When the 2026 Kentucky Derby field walks under the saddling shed on April 26 for the post-position draw, the trainer whose horse comes out of the box marked '1' will inherit one of the longest losing streaks in American sport.
No horse has won the Run for the Roses from gate one since Ferdinand in 1986. That is forty editions, a sample size large enough to bleed into how trainers approach Churchill Downs in the run-up to the first Saturday in May. Bloodhorse's pre-draw breakdown summarised the picture in a single line: "Inside posts often get the worst of it, which can discourage them or negatively affect their positioning."
The numbers are unforgiving. Posts 1 through 3 have combined for a 2.6% win rate since 1987, compared with 10.9% in the years before. Post 5 has produced 10 winners and a 10.4% strike rate, post 10 sits at 10.1%, and post 8 follows with 9.5%. "Somewhere in the middle of the gate, positions 5-15, is best," goes the conventional wisdom Bloodhorse traced through dozens of trainer interviews.
The history doubles down on the outside. "Since and including 1995, 16 of the 31 Kentucky Derby winners have broken from gate 13 or higher," the publication reported. The widest stalls on the gate were once written off as death sentences in big fields; the modern Derby has flipped that assumption, with closers given room to settle and stalkers a clear track to drift in toward the rail.
The inside problem has structural roots. With 20 horses charging into the first turn at Churchill Downs, the rail can become a cage. Horses drawn in gates 1, 2 and 3 either burn early energy to keep clear of trouble, or accept being blocked into a slower pace. A young thoroughbred without much racing experience, dragged into traffic with a drift of dirt and sand spitting across his face, is being asked to behave like a veteran on his biggest day.

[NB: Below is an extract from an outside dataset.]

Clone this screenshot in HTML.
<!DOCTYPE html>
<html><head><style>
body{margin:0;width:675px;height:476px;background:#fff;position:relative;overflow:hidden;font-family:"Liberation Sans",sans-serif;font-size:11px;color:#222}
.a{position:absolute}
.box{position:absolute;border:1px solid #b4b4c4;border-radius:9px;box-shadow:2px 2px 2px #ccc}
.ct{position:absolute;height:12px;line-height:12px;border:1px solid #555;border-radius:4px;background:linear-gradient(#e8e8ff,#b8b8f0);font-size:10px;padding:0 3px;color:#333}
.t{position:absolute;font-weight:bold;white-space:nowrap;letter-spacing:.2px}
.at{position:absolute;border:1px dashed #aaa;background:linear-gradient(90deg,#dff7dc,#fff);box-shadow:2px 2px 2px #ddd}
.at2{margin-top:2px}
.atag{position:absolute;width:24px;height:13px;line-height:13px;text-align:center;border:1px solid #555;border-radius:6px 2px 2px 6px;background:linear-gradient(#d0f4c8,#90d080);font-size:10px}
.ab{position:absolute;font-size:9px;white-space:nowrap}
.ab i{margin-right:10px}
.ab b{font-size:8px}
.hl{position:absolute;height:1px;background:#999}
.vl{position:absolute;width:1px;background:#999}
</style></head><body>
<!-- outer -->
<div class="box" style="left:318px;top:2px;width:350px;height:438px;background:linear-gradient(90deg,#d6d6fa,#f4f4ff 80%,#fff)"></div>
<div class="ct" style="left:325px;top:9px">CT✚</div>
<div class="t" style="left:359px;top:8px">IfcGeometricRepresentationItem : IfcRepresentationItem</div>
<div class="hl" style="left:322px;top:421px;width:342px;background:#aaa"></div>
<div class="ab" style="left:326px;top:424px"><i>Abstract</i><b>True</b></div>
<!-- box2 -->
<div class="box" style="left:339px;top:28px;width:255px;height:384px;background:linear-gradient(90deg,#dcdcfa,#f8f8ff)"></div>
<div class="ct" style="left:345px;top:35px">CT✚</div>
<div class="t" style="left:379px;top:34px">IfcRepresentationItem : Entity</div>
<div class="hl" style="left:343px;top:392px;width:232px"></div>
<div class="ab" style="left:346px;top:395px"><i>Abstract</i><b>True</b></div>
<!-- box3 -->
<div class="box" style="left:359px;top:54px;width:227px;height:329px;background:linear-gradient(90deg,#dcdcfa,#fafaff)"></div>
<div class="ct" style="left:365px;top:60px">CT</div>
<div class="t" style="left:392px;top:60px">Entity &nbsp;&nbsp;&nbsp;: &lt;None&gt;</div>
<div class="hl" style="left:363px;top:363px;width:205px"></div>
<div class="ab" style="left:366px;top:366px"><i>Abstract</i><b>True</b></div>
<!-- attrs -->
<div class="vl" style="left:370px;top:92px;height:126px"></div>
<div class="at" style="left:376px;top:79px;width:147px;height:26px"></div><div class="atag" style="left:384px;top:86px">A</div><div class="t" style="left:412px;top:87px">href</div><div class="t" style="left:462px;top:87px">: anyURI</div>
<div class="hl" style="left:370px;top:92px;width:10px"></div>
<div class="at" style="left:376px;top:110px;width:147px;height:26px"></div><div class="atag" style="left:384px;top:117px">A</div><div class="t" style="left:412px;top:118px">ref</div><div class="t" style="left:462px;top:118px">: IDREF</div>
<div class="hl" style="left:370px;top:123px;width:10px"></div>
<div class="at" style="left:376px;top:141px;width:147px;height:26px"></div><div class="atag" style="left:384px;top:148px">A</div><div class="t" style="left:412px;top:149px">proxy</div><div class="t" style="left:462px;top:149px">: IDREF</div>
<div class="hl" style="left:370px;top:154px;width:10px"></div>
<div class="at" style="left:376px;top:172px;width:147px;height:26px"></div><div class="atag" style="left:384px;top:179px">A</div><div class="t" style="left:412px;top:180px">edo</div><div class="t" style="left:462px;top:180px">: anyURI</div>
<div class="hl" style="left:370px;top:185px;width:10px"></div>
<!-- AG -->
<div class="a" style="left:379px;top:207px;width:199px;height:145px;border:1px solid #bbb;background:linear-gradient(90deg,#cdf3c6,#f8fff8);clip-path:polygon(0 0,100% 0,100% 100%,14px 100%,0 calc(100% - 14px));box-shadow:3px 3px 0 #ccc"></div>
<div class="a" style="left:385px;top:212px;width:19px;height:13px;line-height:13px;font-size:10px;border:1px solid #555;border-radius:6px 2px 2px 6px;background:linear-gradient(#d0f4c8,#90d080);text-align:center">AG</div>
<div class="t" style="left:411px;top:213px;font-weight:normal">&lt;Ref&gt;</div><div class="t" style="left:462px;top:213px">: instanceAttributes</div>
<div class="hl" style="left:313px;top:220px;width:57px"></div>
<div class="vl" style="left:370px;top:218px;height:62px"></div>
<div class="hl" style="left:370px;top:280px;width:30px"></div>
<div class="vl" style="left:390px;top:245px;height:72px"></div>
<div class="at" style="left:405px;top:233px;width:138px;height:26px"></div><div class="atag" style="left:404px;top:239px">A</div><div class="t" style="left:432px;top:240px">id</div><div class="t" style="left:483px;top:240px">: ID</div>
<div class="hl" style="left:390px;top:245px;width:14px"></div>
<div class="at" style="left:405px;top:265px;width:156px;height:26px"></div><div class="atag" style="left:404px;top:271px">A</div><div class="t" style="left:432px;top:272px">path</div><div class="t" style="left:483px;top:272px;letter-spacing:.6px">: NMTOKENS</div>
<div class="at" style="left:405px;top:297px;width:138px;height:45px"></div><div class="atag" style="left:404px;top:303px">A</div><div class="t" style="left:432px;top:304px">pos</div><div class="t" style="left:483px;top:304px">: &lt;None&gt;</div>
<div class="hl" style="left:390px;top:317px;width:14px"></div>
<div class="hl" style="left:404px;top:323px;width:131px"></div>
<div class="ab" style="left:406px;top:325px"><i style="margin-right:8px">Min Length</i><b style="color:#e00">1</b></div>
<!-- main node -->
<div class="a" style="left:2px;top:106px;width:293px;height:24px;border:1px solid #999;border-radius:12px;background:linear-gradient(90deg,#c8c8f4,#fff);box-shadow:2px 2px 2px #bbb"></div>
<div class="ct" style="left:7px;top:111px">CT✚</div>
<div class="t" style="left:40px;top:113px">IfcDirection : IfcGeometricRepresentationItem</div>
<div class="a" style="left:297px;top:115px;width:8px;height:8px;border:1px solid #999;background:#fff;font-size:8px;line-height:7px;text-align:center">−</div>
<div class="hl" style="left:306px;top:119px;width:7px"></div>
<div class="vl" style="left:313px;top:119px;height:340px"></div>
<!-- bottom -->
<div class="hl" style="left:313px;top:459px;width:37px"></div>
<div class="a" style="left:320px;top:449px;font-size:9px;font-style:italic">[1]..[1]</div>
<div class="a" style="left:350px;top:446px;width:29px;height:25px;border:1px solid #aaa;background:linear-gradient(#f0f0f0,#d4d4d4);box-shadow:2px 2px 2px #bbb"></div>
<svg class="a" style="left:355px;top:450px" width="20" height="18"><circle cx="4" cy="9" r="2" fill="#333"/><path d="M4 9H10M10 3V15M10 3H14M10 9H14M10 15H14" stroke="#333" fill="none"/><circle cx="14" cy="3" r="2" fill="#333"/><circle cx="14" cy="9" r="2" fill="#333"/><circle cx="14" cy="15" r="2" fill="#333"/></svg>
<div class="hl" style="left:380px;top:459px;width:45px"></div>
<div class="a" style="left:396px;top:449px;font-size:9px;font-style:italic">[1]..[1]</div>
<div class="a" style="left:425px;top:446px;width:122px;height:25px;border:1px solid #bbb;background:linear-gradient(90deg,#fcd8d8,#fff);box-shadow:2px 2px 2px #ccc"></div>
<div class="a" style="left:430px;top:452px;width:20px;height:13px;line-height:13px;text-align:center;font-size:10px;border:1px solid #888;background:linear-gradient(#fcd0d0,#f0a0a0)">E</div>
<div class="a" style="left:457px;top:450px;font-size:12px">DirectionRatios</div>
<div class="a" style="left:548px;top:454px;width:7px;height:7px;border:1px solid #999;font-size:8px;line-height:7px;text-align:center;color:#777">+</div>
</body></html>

For 2026, the names already on the qualifying ladder make the draw unusually consequential. Commandment leads on points with 150, followed by Further Ado on 135 and Renegade on 125. So Happy, Fulleffort, The Puma and Emerging Market round out the top contenders, and any of them ending up in gate one will inherit a four-decade hex on top of the toughest two minutes in racing. The history says the rail can be survived. It also says it has not been won.